Task description. Find each line with "screenshot" and copy it.

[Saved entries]

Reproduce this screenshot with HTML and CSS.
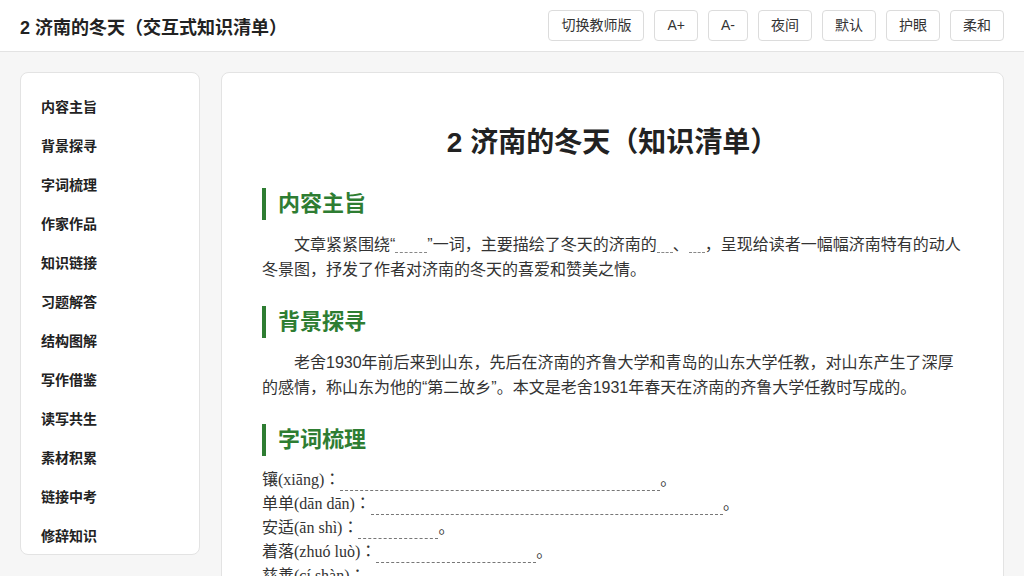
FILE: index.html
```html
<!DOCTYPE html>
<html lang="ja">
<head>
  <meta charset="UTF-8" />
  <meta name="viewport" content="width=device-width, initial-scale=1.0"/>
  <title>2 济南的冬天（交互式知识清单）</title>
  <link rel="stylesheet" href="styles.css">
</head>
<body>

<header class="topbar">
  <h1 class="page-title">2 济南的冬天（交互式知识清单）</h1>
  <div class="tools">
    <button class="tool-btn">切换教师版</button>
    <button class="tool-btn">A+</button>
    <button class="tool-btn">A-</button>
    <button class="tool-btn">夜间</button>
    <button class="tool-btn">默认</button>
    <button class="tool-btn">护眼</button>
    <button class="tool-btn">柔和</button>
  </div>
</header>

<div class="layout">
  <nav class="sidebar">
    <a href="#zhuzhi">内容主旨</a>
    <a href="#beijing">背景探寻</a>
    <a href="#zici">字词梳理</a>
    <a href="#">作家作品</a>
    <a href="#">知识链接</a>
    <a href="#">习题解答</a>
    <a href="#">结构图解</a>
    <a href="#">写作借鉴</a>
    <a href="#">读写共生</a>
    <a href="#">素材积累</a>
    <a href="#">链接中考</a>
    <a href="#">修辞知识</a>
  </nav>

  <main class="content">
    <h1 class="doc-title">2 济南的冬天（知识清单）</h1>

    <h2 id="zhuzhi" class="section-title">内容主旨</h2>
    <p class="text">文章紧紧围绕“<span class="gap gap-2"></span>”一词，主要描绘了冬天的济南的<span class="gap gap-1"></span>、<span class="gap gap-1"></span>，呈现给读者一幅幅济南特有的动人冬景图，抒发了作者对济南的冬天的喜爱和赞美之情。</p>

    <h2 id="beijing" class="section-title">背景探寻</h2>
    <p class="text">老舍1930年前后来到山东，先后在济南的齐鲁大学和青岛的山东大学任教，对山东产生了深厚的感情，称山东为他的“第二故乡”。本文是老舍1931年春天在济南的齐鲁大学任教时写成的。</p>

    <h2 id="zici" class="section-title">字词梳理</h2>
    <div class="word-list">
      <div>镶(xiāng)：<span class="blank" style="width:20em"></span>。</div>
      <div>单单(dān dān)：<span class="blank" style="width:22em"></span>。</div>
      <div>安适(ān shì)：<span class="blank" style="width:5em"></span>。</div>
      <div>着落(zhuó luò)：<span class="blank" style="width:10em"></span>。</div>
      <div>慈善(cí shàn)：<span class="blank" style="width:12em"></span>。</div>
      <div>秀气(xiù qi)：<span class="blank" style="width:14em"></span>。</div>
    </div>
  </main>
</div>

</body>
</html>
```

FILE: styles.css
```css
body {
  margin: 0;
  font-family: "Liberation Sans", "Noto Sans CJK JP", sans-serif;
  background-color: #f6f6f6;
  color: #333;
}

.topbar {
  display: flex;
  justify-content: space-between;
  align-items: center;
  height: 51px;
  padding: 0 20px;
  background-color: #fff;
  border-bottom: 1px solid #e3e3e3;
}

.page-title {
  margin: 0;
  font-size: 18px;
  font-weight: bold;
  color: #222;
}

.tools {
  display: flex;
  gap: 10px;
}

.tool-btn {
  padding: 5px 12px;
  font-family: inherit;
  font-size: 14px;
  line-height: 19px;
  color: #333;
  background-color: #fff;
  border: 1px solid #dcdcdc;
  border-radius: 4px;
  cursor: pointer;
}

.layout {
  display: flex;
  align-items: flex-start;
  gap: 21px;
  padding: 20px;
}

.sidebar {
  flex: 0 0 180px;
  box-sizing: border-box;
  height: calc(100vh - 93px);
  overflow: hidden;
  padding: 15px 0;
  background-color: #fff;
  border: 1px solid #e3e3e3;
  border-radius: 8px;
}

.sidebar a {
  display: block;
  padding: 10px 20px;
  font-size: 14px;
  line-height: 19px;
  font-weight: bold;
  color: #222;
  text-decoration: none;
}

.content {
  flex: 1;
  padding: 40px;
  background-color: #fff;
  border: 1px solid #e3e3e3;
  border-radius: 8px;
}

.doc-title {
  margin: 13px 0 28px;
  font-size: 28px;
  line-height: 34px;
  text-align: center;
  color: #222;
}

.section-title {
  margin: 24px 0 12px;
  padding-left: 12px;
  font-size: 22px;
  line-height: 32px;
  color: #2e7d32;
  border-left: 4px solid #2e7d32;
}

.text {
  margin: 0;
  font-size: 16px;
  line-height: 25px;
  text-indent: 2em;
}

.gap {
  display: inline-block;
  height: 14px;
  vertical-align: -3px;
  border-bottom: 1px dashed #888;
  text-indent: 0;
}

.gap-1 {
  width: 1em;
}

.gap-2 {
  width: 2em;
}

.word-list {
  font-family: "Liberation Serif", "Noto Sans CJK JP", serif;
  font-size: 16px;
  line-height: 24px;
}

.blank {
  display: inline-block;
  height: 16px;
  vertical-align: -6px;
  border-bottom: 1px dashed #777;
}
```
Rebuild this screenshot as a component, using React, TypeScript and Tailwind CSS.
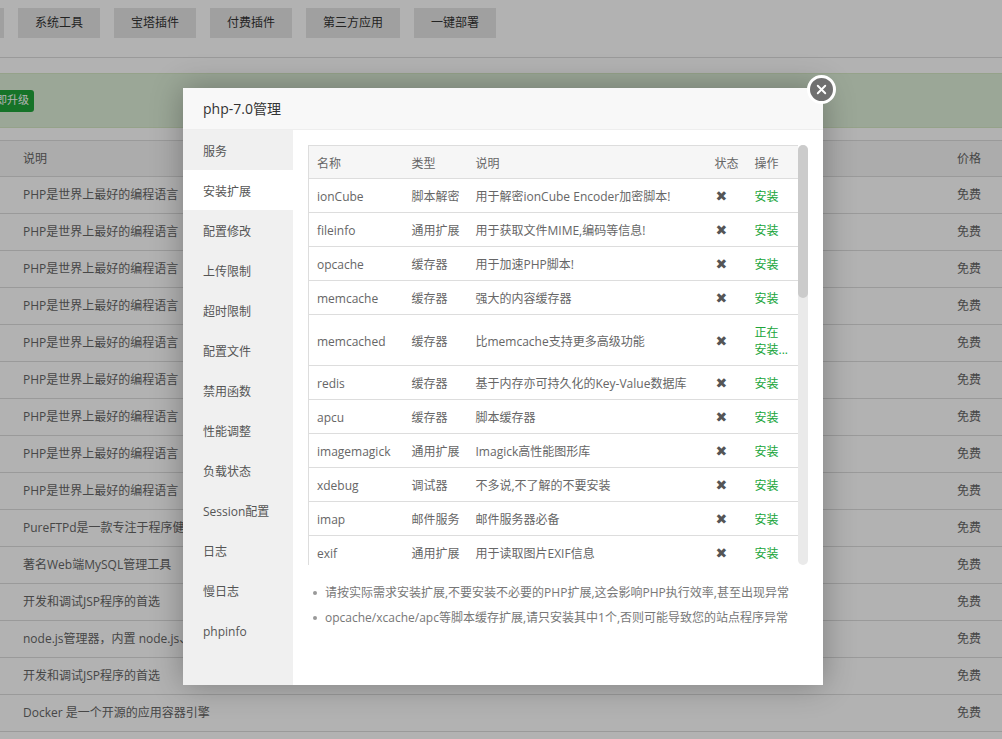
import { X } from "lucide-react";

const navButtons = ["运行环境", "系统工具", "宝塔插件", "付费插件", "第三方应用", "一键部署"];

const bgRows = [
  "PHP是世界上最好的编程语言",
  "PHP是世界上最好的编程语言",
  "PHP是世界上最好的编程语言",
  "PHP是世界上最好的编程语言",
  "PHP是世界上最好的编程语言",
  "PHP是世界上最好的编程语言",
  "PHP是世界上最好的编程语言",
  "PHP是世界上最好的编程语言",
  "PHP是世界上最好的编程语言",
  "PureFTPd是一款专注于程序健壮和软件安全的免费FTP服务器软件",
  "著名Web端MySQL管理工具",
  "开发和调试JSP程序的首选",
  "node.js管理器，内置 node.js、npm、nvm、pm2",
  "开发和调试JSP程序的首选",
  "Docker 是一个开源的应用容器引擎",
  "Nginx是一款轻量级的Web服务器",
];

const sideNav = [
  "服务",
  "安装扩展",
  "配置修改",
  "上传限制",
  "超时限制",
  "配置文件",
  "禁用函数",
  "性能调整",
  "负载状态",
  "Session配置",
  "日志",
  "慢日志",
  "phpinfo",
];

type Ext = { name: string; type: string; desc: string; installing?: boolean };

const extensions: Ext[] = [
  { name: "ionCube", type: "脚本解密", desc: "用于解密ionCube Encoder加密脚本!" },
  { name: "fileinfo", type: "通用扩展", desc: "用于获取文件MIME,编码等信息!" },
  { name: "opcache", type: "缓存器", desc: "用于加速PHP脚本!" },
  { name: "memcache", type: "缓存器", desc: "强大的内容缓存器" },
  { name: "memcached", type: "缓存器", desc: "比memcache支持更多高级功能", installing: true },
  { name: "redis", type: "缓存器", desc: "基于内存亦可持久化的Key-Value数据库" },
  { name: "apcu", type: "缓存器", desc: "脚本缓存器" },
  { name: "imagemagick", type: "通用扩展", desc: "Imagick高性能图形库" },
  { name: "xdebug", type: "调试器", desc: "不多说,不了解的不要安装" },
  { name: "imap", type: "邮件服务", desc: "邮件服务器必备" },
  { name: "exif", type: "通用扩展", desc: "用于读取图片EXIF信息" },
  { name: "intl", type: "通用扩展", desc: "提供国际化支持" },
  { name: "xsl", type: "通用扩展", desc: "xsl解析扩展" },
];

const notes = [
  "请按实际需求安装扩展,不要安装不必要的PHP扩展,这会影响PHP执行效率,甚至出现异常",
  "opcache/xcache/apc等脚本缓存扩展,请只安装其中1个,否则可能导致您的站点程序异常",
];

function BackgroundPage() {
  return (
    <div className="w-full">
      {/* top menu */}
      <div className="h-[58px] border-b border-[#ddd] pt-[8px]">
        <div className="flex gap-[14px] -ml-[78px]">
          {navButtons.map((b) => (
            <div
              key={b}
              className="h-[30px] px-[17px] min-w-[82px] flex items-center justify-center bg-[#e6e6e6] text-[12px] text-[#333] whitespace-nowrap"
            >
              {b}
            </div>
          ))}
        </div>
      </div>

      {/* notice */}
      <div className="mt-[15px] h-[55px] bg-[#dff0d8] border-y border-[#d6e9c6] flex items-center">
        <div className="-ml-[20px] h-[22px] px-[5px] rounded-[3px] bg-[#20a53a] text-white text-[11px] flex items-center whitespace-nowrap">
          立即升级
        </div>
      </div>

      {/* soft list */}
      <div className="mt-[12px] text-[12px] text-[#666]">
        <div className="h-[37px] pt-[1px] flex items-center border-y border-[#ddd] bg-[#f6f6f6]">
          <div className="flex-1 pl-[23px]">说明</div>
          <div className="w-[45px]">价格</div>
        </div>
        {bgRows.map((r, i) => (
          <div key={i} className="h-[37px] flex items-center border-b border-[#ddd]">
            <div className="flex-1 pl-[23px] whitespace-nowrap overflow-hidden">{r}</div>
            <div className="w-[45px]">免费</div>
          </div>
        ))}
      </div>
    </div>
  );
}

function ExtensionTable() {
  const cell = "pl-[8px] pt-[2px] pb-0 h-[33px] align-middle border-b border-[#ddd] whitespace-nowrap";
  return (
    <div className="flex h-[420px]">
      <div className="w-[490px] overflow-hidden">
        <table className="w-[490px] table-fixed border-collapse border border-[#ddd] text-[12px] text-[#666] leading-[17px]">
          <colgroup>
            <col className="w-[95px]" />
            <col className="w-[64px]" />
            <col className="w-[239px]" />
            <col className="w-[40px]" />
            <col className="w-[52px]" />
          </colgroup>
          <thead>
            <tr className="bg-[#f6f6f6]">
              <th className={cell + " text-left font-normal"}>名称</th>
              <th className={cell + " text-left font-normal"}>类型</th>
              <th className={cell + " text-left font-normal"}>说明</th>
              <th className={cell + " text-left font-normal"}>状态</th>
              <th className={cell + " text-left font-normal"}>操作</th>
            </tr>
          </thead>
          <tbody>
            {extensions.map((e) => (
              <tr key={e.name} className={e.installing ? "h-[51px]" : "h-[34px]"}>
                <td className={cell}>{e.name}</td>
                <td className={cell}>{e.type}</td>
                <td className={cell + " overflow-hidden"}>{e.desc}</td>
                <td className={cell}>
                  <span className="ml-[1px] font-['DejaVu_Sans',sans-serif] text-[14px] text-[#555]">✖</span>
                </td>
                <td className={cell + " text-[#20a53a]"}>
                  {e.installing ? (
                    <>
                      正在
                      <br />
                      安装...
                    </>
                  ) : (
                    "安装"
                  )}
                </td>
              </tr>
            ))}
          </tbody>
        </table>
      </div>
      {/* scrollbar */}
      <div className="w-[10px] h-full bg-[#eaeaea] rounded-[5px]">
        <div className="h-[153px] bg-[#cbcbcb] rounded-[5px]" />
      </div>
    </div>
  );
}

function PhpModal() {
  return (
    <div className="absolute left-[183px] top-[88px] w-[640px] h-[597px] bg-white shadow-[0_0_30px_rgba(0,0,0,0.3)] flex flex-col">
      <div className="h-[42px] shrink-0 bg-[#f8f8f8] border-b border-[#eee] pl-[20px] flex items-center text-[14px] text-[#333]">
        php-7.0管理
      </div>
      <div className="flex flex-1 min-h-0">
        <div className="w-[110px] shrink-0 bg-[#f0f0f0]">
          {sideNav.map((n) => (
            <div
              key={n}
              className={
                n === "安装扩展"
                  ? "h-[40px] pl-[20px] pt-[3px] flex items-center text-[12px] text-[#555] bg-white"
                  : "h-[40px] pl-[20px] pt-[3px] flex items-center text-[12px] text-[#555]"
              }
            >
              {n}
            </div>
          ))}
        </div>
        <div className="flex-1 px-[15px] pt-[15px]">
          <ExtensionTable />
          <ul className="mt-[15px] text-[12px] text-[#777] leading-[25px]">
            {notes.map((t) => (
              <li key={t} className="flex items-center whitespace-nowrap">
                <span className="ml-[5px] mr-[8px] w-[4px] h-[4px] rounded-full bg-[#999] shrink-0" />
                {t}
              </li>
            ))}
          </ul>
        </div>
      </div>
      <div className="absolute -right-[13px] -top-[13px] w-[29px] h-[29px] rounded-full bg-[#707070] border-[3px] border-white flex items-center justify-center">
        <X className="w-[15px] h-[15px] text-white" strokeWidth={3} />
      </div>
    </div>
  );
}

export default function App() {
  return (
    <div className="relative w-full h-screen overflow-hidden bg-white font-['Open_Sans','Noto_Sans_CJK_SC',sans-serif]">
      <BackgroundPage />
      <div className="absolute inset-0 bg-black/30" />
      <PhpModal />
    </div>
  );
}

Answer to the problem.
Reproduce this screenshot with HTML and CSS.
Rebuild this screenshot as a component, using React, TypeScript and Tailwind CSS.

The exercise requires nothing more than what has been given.